The Lord saw the affliction of Israel, that it was very bitter Whereby he was moved to pity and help them, though they were an unworthy people. They that lived in those parts of their country, of which their enemies were masters, were miserably oppressed and enslaved, and could call nothing their own: the rest, we may suppose, were much empoverished by the frequent incursions which their enemies made upon them, to plunder them; and were continually frightened with their alarms; so that there was none shut up or left, but both towns and country were laid waste and stripped of their wealth, and no helper appeared. To this extremity they were reduced in many parts of the country in the beginning of Jeroboam's reign, when God, in mere pity to them, heard the cry of their affliction, (for no mention is here made of the cry of their prayers,) and wrought this deliverance for them by the hand of Jeroboam. Reader, is thy case piteous? Then take comfort from the divine pity. He has bowels of mercy, and is full of compassion! For the Lord said not that he would blot out the name, &c. That is, not yet: he had not yet declared this, as afterward he did by the succeeding prophets, though not in these very words, Hosea 1:5-9. The decree was not yet gone forth for their utter destruction. If it be understood of the dispersion of the ten tribes, he did both say it and do it not long after: reprieves are not pardons.

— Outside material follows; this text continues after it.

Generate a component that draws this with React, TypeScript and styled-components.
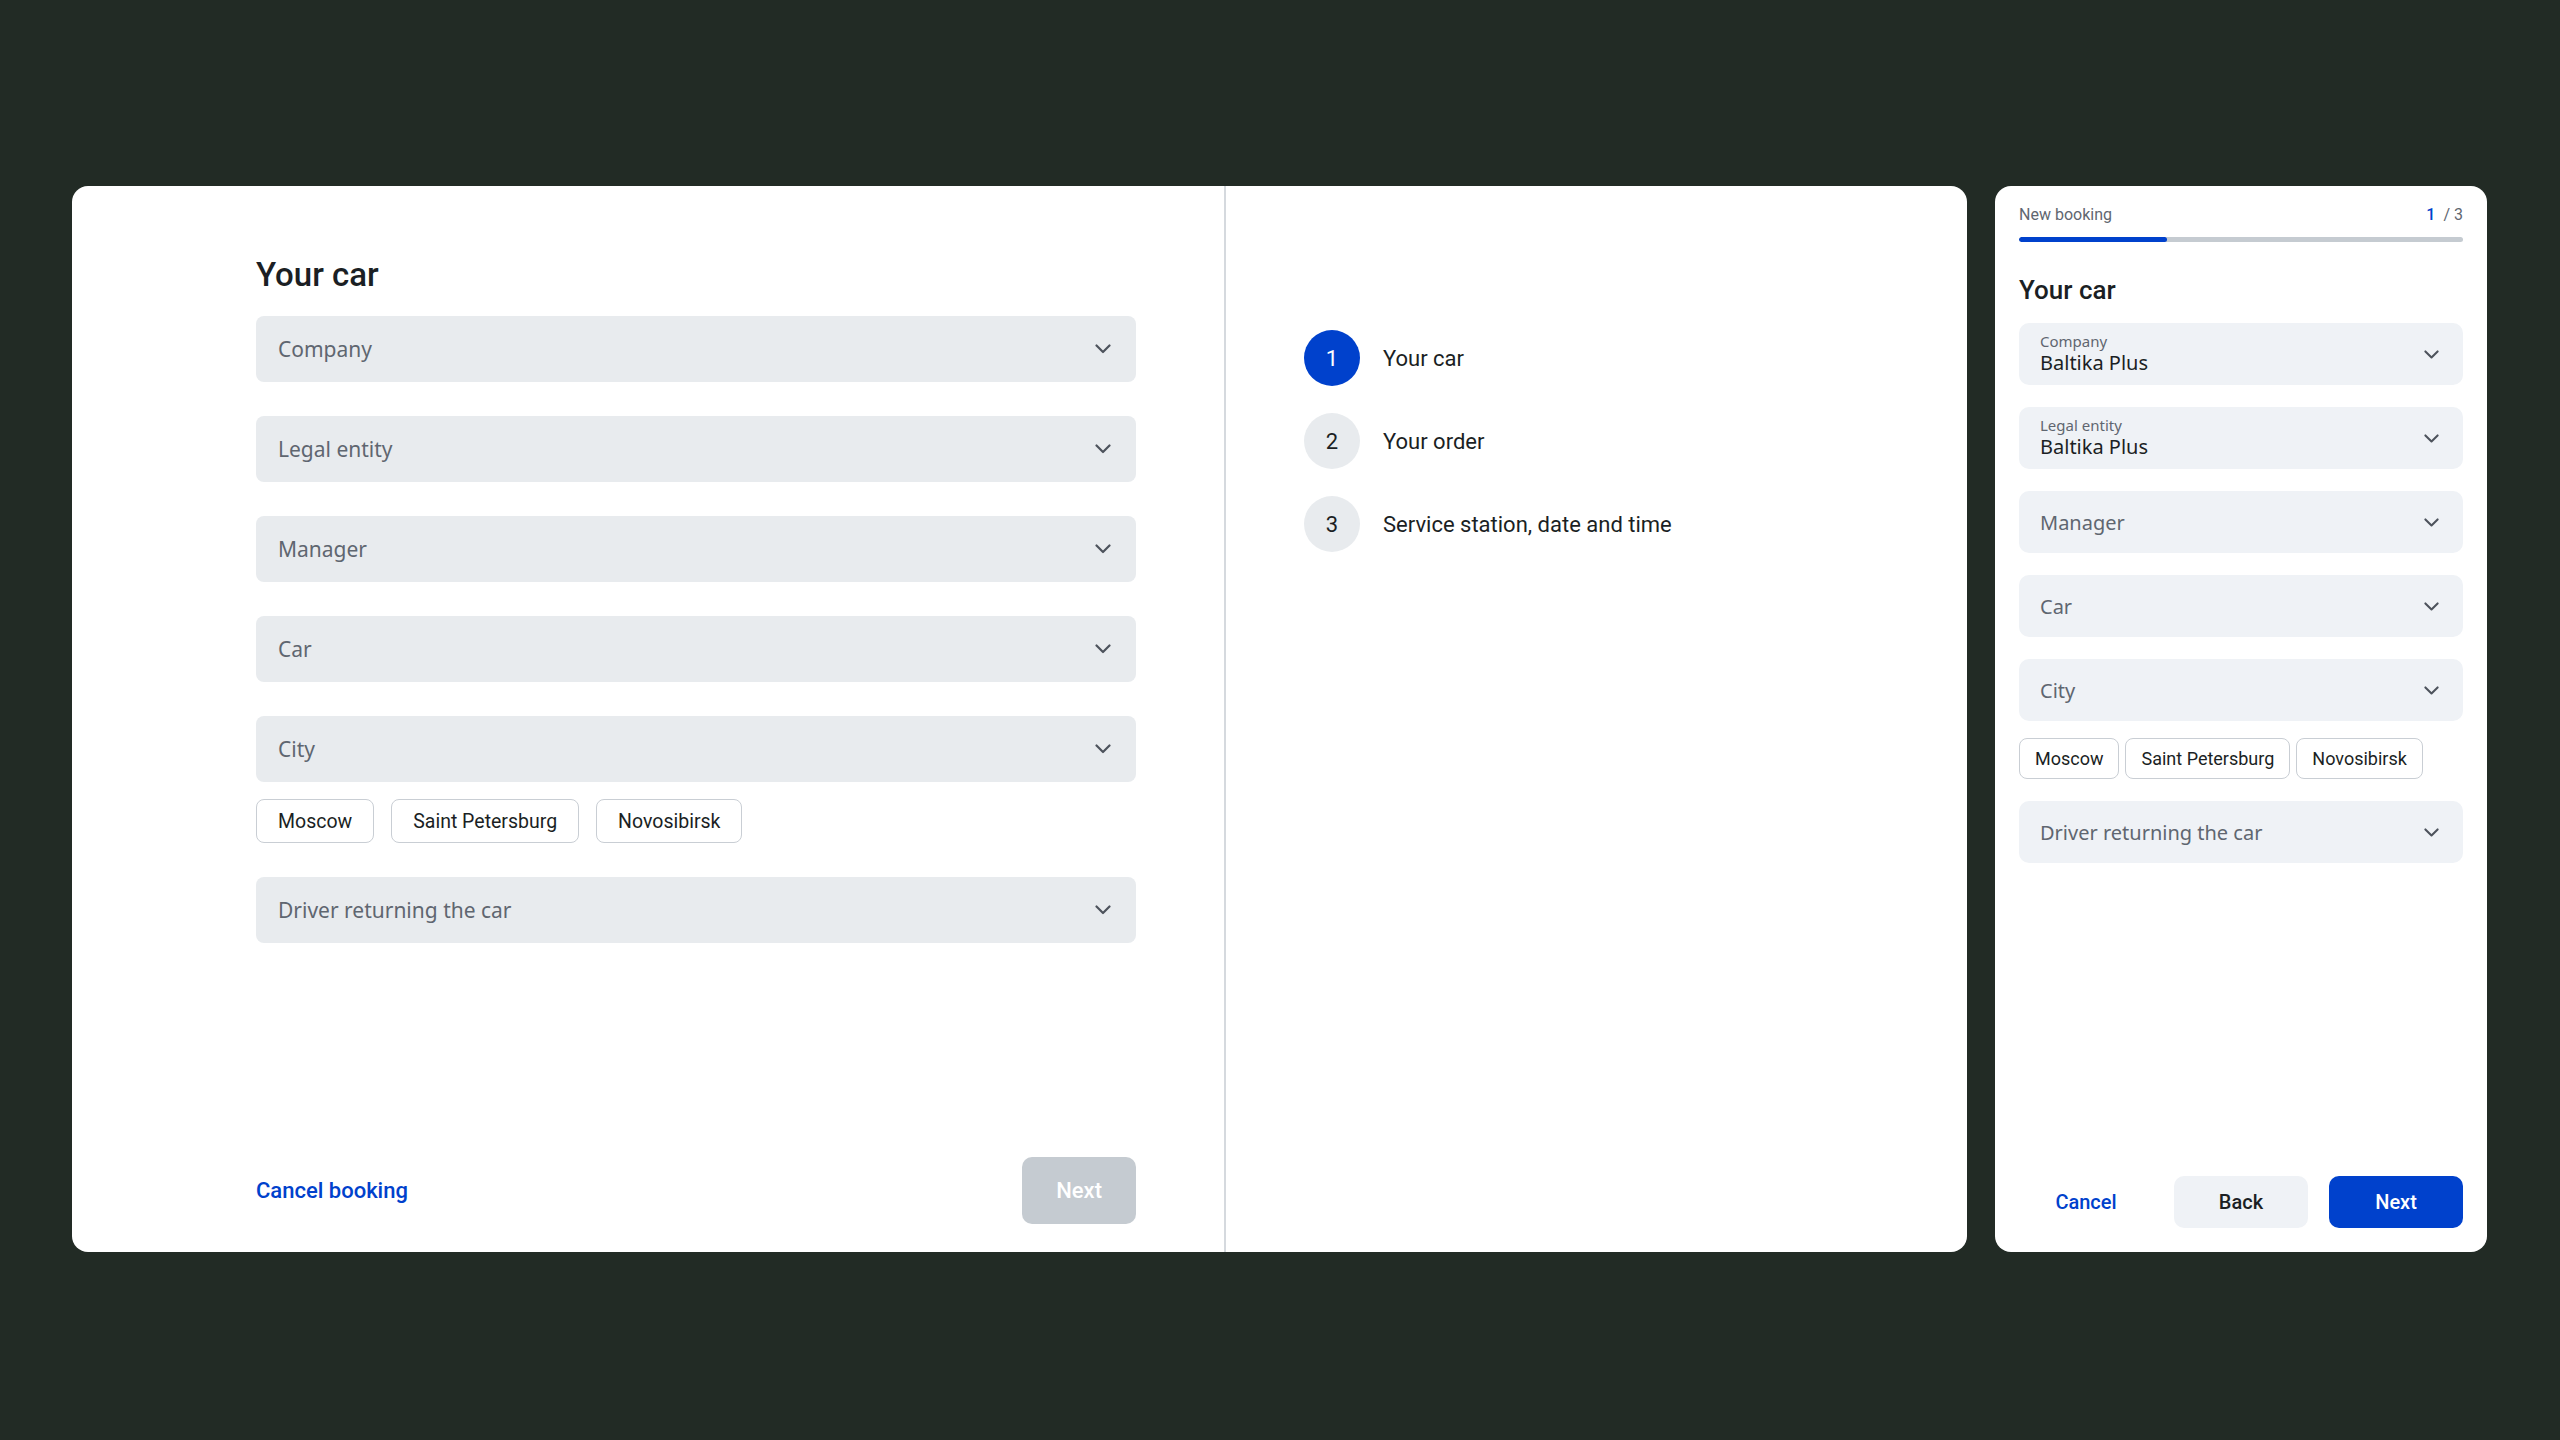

If of the utter extirpation of the name of Israel, he never said it, nor will ever do it: for that name still remains under heaven in the spiritual Israel, and will to the end of time.

2 Kings 14:26-27

26 For the LORD saw the affliction of Israel, that it was very bitter: for there was not any shut up, nor any left, nor any helper for Israel.

27 And the LORD said not that he would blot out the name of Israel from under heaven: but he saved them by the hand of Jeroboam the son of Joash.